Every day, nearly 70,000 vehicles and 20,000 pedestrians travel northbound through the San Ysidro border crossing. Northbound traffic at this border point is projected to increase 87 percent by 2030.
A redevelopment project now under way aims to reduce congestion and idling vehicles that can wait two hours or more to cross the border. It is expected to be completed by summer 2019 and will have 62 inspection booths across 34 lanes.
“The hope is these changes have a positive effect on air quality,” Seto said. “High levels of pollutants are detected with so much traffic.”
Seeking environmental justice
The study’s focus on ensuring local residents are engaged in and actively contribute to the research aims to put decision-making authority in the hands of the community.
In Seto’s previous study in San Ysidro, community members suggested monitoring sites, attended community meetings and conferred with investigators and the California Environmental Protection Agency.

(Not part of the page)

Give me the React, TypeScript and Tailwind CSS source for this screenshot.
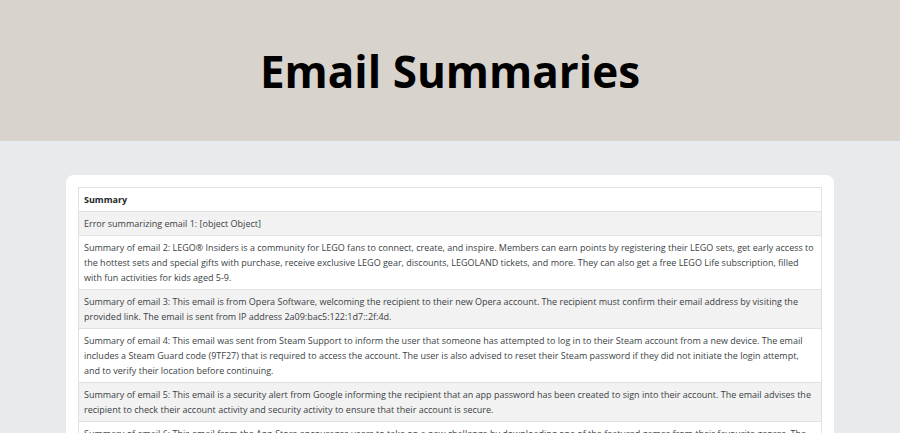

“Community involvement increases engagement around air quality issues,” Seto said. “It can be difficult for residents to address emission reductions alone, but once they have a dialogue with government agencies, their voices can be quite powerful.”
Now, investigators will create a new steering committee with San Ysidro and Tijuana residents and facilitate engagement between Tijuana residents and members of the Secretariat for Environmental Protection, the environmental authority in the Mexican state of Baja California.
“Hopefully, this can be the start of something with lasting positive impact on the community,” Seto said.
The research team is also seeking additional funding to expand monitoring beyond the San Ysidro-Tijuana area.
“We want to leverage our current community engagement model to expand our reach,” Seto said. “Our focus has been on border crossings, but people in other communities have other air quality concerns. And engaging residents means listening to those concerns and addressing them.”